[Dataset content]:
+++

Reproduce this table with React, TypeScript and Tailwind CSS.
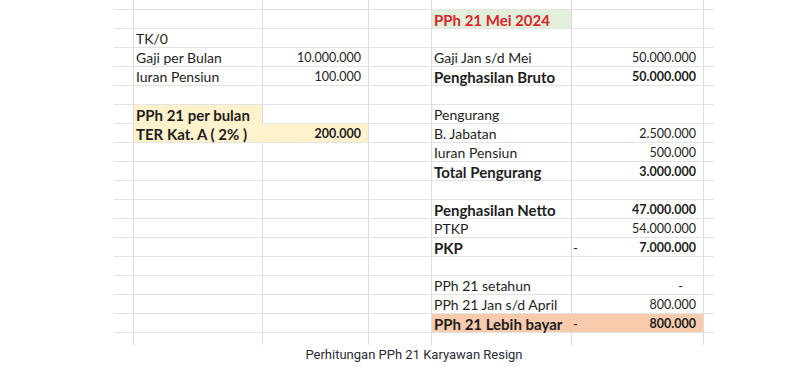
import React from 'react';

type Cell = {
  t?: string;
  b?: boolean;
  right?: boolean;
  dash?: boolean;
  zero?: boolean;
  bg?: string;
  red?: boolean;
  hideR?: boolean;
  hideB?: boolean;
};

const widths = ['w-[20px]', 'w-[129px]', 'w-[106px]', 'w-[63px]', 'w-[140px]', 'w-[132px]', 'w-[10px]'];

// row index -> column index -> cell
const rows: Record<number, Record<number, Cell>> = {
  1: { 4: { t: 'PPh 21 Mei 2024', b: true, red: true, bg: 'bg-[#e2efda]' } },
  2: { 1: { t: 'TK/0' } },
  3: {
    1: { t: 'Gaji per Bulan' },
    2: { t: '10.000.000', right: true },
    4: { t: 'Gaji Jan s/d Mei' },
    5: { t: '50.000.000', right: true },
  },
  4: {
    1: { t: 'Iuran Pensiun' },
    2: { t: '100.000', right: true },
    4: { t: 'Penghasilan Bruto', b: true },
    5: { t: '50.000.000', right: true, b: true },
  },
  6: {
    1: { t: 'PPh 21 per bulan', b: true, bg: 'bg-[#fff2cc]', hideB: true },
    4: { t: 'Pengurang' },
  },
  7: {
    1: { t: 'TER Kat. A ( 2% )', b: true, bg: 'bg-[#fff2cc]', hideR: true },
    2: { t: '200.000', right: true, b: true, bg: 'bg-[#fff2cc]' },
    4: { t: 'B. Jabatan' },
    5: { t: '2.500.000', right: true },
  },
  8: { 4: { t: 'Iuran Pensiun' }, 5: { t: '500.000', right: true } },
  9: { 4: { t: 'Total Pengurang', b: true }, 5: { t: '3.000.000', right: true, b: true } },
  11: { 4: { t: 'Penghasilan Netto', b: true }, 5: { t: '47.000.000', right: true, b: true } },
  12: { 4: { t: 'PTKP' }, 5: { t: '54.000.000', right: true } },
  13: { 4: { t: 'PKP', b: true }, 5: { t: '7.000.000', right: true, b: true, dash: true } },
  15: { 4: { t: 'PPh 21 setahun' }, 5: { zero: true } },
  16: { 4: { t: 'PPh 21 Jan s/d April' }, 5: { t: '800.000', right: true } },
  17: {
    4: { t: 'PPh 21 Lebih bayar', b: true, bg: 'bg-[#f8cbad]', hideR: true },
    5: { t: '800.000', right: true, b: true, dash: true, bg: 'bg-[#f8cbad]' },
  },
};

function SheetCell({ row, col }: { row: number; col: number }) {
  const c: Cell = rows[row]?.[col] ?? {};
  const last = row === 18;
  const height = row === 0 ? 'h-[10px]' : last ? 'h-[12px]' : 'h-[19px]';
  const bottom = last ? '' : c.hideB ? 'border-b border-b-transparent' : 'border-b border-b-[#e3e3e3]';
  const right = col === 6 ? '' : c.hideR ? 'border-r border-r-transparent' : 'border-r border-r-[#dbdbdb]';
  const size = c.right ? 'text-[12.5px]' : c.b ? 'text-[15px]' : 'text-[14px]';
  return (
    <div
      className={`relative flex items-end shrink-0 ${widths[col]} ${height} ${bottom} ${right} ${c.bg ?? ''} ${
        c.right ? 'justify-end pr-[7px]' : 'pl-[2px]'
      } ${c.b ? 'font-bold' : 'font-normal'} ${c.red ? 'text-[#d9262b]' : 'text-[#1e1e1e]'}`}
    >
      {c.dash && <span className="absolute left-[1px] bottom-0 text-[13px] leading-[16px] font-normal">-</span>}
      {c.zero && <span className="absolute right-[20px] bottom-0 text-[13px] leading-[16px]">-</span>}
      {c.t && <span className={`whitespace-nowrap leading-[16px] ${size}`}>{c.t}</span>}
    </div>
  );
}

export default function App() {
  const rowIdx = Array.from({ length: 19 }, (_, i) => i);
  const colIdx = [0, 1, 2, 3, 4, 5, 6];
  return (
    <div className="w-[809px] h-[369px] bg-white flex flex-col items-center pl-[19px] overflow-hidden">
      <div className="w-[600px] h-[344px] flex flex-col font-['Lato',sans-serif]">
        {rowIdx.map((r) => (
          <div key={r} className="flex">
            {colIdx.map((c) => (
              <SheetCell key={c} row={r} col={c} />
            ))}
          </div>
        ))}
      </div>
      <p className="mt-[2px] text-[13px] leading-[18px] text-[#2b2b3a] font-['Roboto',sans-serif]">
        Perhitungan PPh 21 Karyawan Resign
      </p>
    </div>
  );
}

+++

[What the exercise asks]: Report all lines of the material that contain the word "React".

[Output of the task]:
Reproduce this table with React, TypeScript and Tailwind CSS.
import React from 'react';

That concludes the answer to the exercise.